● **GIVEN EXERCISE**: Return all of the data exactly as written, without the pictures.

● **RECORDED DATA**:

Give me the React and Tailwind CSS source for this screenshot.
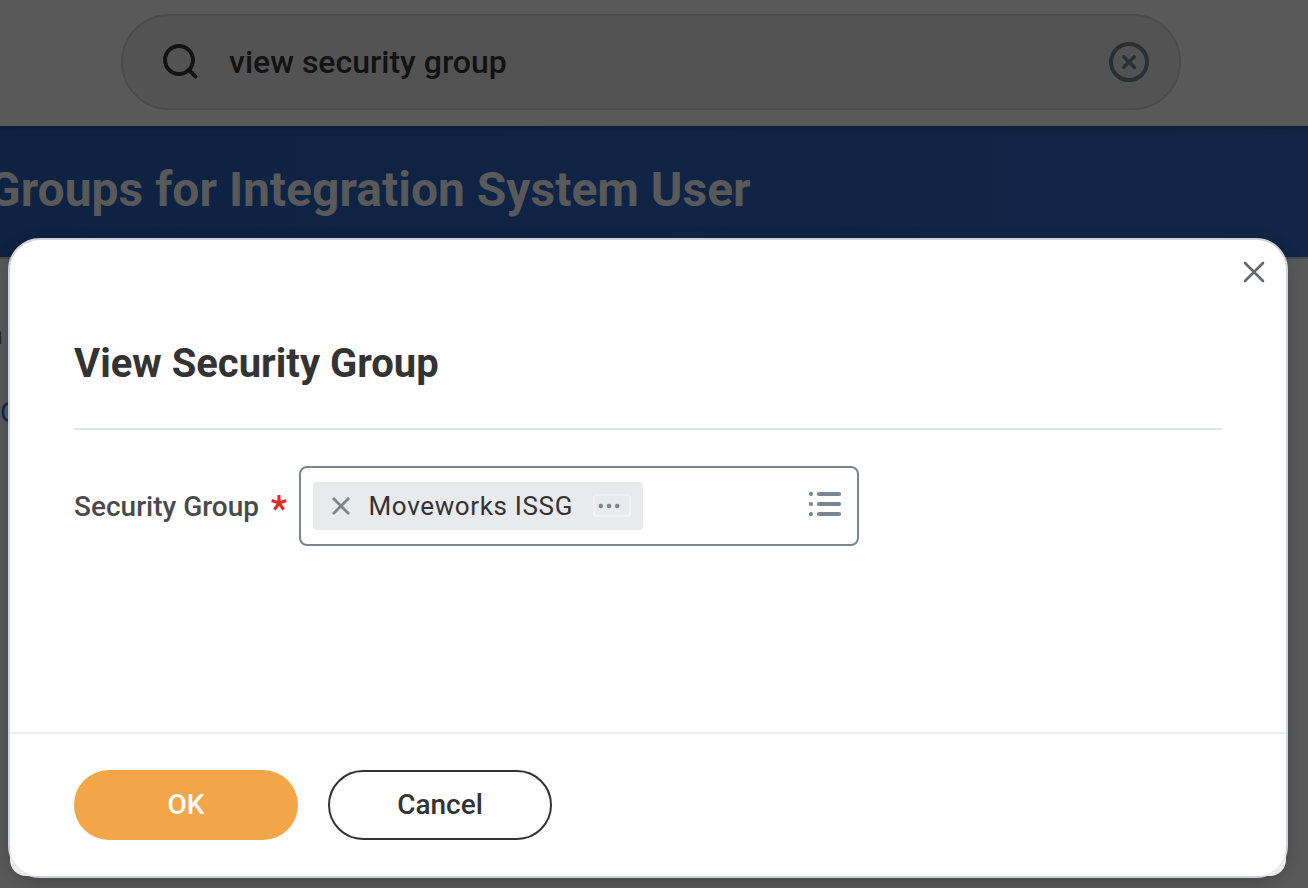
function SearchBar() {
  return (
    <header className="flex h-[126px] shrink-0 items-start bg-[#595959] pl-[121px] pt-[14px]">
      <div className="flex h-24 w-[1060px] items-center rounded-full border-2 border-[#4b4b4b] bg-[#535353] pl-[39px] pr-[30px]">
        <svg className="h-[38px] w-[38px] shrink-0" viewBox="0 0 38 38" fill="none" stroke="#121212" strokeWidth="4">
          <circle cx="17" cy="17" r="14" />
          <path d="M27 27l6.4 6.4" strokeLinecap="round" />
        </svg>
        <span className="ml-[29px] flex-1 whitespace-nowrap text-[32px] font-medium leading-10 text-[#121212]">view security group</span>
        <svg className="h-10 w-10 shrink-0" viewBox="0 0 40 40" fill="none" stroke="#2b2f33">
          <circle cx="20" cy="20" r="18" strokeWidth="4" />
          <path d="M14.7 14.7l10.6 10.6M25.3 14.7l-10.6 10.6" strokeWidth="3.4" strokeLinecap="round" />
        </svg>
      </div>
    </header>
  );
}

function PageBanner() {
  return (
    <div className="flex h-[133px] shrink-0 items-start overflow-hidden border-b-2 border-[#4b4b4b] bg-linear-to-r from-[#0e2242] to-[#112648] bg-clip-padding shadow-[inset_0_10px_8px_-8px_rgba(0,0,0,0.2)]">
      <h1 className="-ml-3 mt-[36px] whitespace-nowrap text-[48px] font-bold leading-[56px] text-[#595959]">Groups for Integration System User</h1>
    </div>
  );
}

function SelectedGroup() {
  return (
    <div className="flex h-12 w-[330px] items-center rounded-[4px] bg-[#e8eaec] pl-[18px]">
      <svg className="h-5 w-5 shrink-0" viewBox="0 0 20 20" fill="none" stroke="#7b858f" strokeWidth="2.8">
        <path d="M2 2l16 16M18 2L2 18" />
      </svg>
      <span className="ml-[17.5px] w-[224.5px] whitespace-nowrap text-[26px] leading-8 tracking-[0.65px] text-[#333]">Moveworks ISSG</span>
      <svg className="h-6 w-[38px] shrink-0" viewBox="0 0 38 24" fill="#7b858f">
        <rect x="1" y="1" width="36" height="21" rx="3" fill="none" stroke="#f0f1f2" strokeWidth="2" />
        <circle cx="7.8" cy="12" r="2.3" />
        <circle cx="16" cy="12" r="2.3" />
        <circle cx="24.2" cy="12" r="2.3" />
      </svg>
    </div>
  );
}

function Dialog() {
  return (
    <section className="absolute left-2 top-[238px] flex h-[640px] w-[1280px] flex-col rounded-[32px] border-2 border-[#ced3d9] bg-white shadow-[0_4px_16px_rgba(0,0,0,0.22)]">
      <div className="flex h-[68px] shrink-0 justify-end pr-[21px] pt-[21px]">
        <svg className="h-[22px] w-[22px]" viewBox="0 0 22 22" fill="none" stroke="#5f6a75" strokeWidth="2.6" strokeLinecap="round">
          <path d="M2 2l18 18M20 2L2 20" />
        </svg>
      </div>
      <div className="mx-16 h-[122px] shrink-0 border-b-2 border-[#dfe2e6] pt-8">
        <h2 className="whitespace-nowrap text-[40px] font-bold leading-[48px] text-[#333]">View Security Group</h2>
      </div>
      <div className="flex flex-1 items-start pl-16 pt-9">
        <div className="flex h-20 w-[225px] shrink-0 items-center text-[28px] font-medium text-[#4a4a4a]">
          <span className="mt-[2px] whitespace-nowrap">Security Group</span>
          <svg className="-mt-[6px] ml-3 h-4 w-4" viewBox="0 0 16 16" fill="none" stroke="#de2e21" strokeWidth="3.1">
            <path d="M8 8V0M8 8L.7 5.5M8 8l7.3-2.5M8 8l-4.6 6.6M8 8l4.6 6.6" />
          </svg>
        </div>
        <div className="flex h-20 w-[560px] items-center justify-between rounded-lg border-2 border-[#7b858f] pl-3 pr-4">
          <SelectedGroup />
          <svg className="-mt-1 h-6 w-8" viewBox="0 0 32 24" fill="#7b858f">
            <circle cx="2" cy="2" r="2.1" />
            <circle cx="2" cy="12" r="2.1" />
            <circle cx="2" cy="22" r="2.1" />
            <rect x="8" width="24" height="4" rx="1.8" />
            <rect x="8" y="10" width="24" height="4" rx="1.8" />
            <rect x="8" y="20" width="24" height="4" rx="1.8" />
          </svg>
        </div>
      </div>
      <footer className="h-[144px] shrink-0 rounded-b-[16px] border-t-2 border-[#eeeff0] bg-[#ececec]">
        <div className="flex h-full items-start gap-[30px] rounded-b-[30px] bg-white pl-16 pt-9">
          <button className="h-[70px] w-56 rounded-full bg-[#f2a648] text-[28px] font-medium text-white">OK</button>
          <button className="h-[70px] w-56 rounded-full border-2 border-[#333] bg-white text-[28px] font-medium text-[#333]">Cancel</button>
        </div>
      </footer>
    </section>
  );
}

export default function App() {
  return (
    <main className="relative flex h-[888px] w-[1308px] flex-col overflow-hidden bg-[#595959] font-['Roboto',sans-serif]">
      <SearchBar />
      <PageBanner />
      <div className="flex flex-col items-start">
        <span className="-ml-[13px] mt-[60px] text-[28px] font-medium leading-8 text-[#222]">n</span>
        <span className="mt-[46px] text-[28px] leading-8 text-[#0b2951]">C</span>
      </div>
      <Dialog />
    </main>
  );
}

● **ANSWER TO THE PROBLEM**:
Give me the React and Tailwind CSS source for this screenshot.
function SearchBar() {
  return (
    <header className="flex h-[126px] shrink-0 items-start bg-[#595959] pl-[121px] pt-[14px]">
      <div className="flex h-24 w-[1060px] items-center rounded-full border-2 border-[#4b4b4b] bg-[#535353] pl-[39px] pr-[30px]">
        <svg className="h-[38px] w-[38px] shrink-0" viewBox="0 0 38 38" fill="none" stroke="#121212" strokeWidth="4">
          <circle cx="17" cy="17" r="14" />
          <path d="M27 27l6.4 6.4" strokeLinecap="round" />
        </svg>
        <span className="ml-[29px] flex-1 whitespace-nowrap text-[32px] font-medium leading-10 text-[#121212]">view security group</span>
        <svg className="h-10 w-10 shrink-0" viewBox="0 0 40 40" fill="none" stroke="#2b2f33">
          <circle cx="20" cy="20" r="18" strokeWidth="4" />
          <path d="M14.7 14.7l10.6 10.6M25.3 14.7l-10.6 10.6" strokeWidth="3.4" strokeLinecap="round" />
        </svg>
      </div>
    </header>
  );
}

function PageBanner() {
  return (
    <div className="flex h-[133px] shrink-0 items-start overflow-hidden border-b-2 border-[#4b4b4b] bg-linear-to-r from-[#0e2242] to-[#112648] bg-clip-padding shadow-[inset_0_10px_8px_-8px_rgba(0,0,0,0.2)]">
      <h1 className="-ml-3 mt-[36px] whitespace-nowrap text-[48px] font-bold leading-[56px] text-[#595959]">Groups for Integration System User</h1>
    </div>
  );
}

function SelectedGroup() {
  return (
    <div className="flex h-12 w-[330px] items-center rounded-[4px] bg-[#e8eaec] pl-[18px]">
      <svg className="h-5 w-5 shrink-0" viewBox="0 0 20 20" fill="none" stroke="#7b858f" strokeWidth="2.8">
        <path d="M2 2l16 16M18 2L2 18" />
      </svg>
      <span className="ml-[17.5px] w-[224.5px] whitespace-nowrap text-[26px] leading-8 tracking-[0.65px] text-[#333]">Moveworks ISSG</span>
      <svg className="h-6 w-[38px] shrink-0" viewBox="0 0 38 24" fill="#7b858f">
        <rect x="1" y="1" width="36" height="21" rx="3" fill="none" stroke="#f0f1f2" strokeWidth="2" />
        <circle cx="7.8" cy="12" r="2.3" />
        <circle cx="16" cy="12" r="2.3" />
        <circle cx="24.2" cy="12" r="2.3" />
      </svg>
    </div>
  );
}

function Dialog() {
  return (
    <section className="absolute left-2 top-[238px] flex h-[640px] w-[1280px] flex-col rounded-[32px] border-2 border-[#ced3d9] bg-white shadow-[0_4px_16px_rgba(0,0,0,0.22)]">
      <div className="flex h-[68px] shrink-0 justify-end pr-[21px] pt-[21px]">
        <svg className="h-[22px] w-[22px]" viewBox="0 0 22 22" fill="none" stroke="#5f6a75" strokeWidth="2.6" strokeLinecap="round">
          <path d="M2 2l18 18M20 2L2 20" />
        </svg>
      </div>
      <div className="mx-16 h-[122px] shrink-0 border-b-2 border-[#dfe2e6] pt-8">
        <h2 className="whitespace-nowrap text-[40px] font-bold leading-[48px] text-[#333]">View Security Group</h2>
      </div>
      <div className="flex flex-1 items-start pl-16 pt-9">
        <div className="flex h-20 w-[225px] shrink-0 items-center text-[28px] font-medium text-[#4a4a4a]">
          <span className="mt-[2px] whitespace-nowrap">Security Group</span>
          <svg className="-mt-[6px] ml-3 h-4 w-4" viewBox="0 0 16 16" fill="none" stroke="#de2e21" strokeWidth="3.1">
            <path d="M8 8V0M8 8L.7 5.5M8 8l7.3-2.5M8 8l-4.6 6.6M8 8l4.6 6.6" />
          </svg>
        </div>
        <div className="flex h-20 w-[560px] items-center justify-between rounded-lg border-2 border-[#7b858f] pl-3 pr-4">
          <SelectedGroup />
          <svg className="-mt-1 h-6 w-8" viewBox="0 0 32 24" fill="#7b858f">
            <circle cx="2" cy="2" r="2.1" />
            <circle cx="2" cy="12" r="2.1" />
            <circle cx="2" cy="22" r="2.1" />
            <rect x="8" width="24" height="4" rx="1.8" />
            <rect x="8" y="10" width="24" height="4" rx="1.8" />
            <rect x="8" y="20" width="24" height="4" rx="1.8" />
          </svg>
        </div>
      </div>
      <footer className="h-[144px] shrink-0 rounded-b-[16px] border-t-2 border-[#eeeff0] bg-[#ececec]">
        <div className="flex h-full items-start gap-[30px] rounded-b-[30px] bg-white pl-16 pt-9">
          <button className="h-[70px] w-56 rounded-full bg-[#f2a648] text-[28px] font-medium text-white">OK</button>
          <button className="h-[70px] w-56 rounded-full border-2 border-[#333] bg-white text-[28px] font-medium text-[#333]">Cancel</button>
        </div>
      </footer>
    </section>
  );
}

export default function App() {
  return (
    <main className="relative flex h-[888px] w-[1308px] flex-col overflow-hidden bg-[#595959] font-['Roboto',sans-serif]">
      <SearchBar />
      <PageBanner />
      <div className="flex flex-col items-start">
        <span className="-ml-[13px] mt-[60px] text-[28px] font-medium leading-8 text-[#222]">n</span>
        <span className="mt-[46px] text-[28px] leading-8 text-[#0b2951]">C</span>
      </div>
      <Dialog />
    </main>
  );
}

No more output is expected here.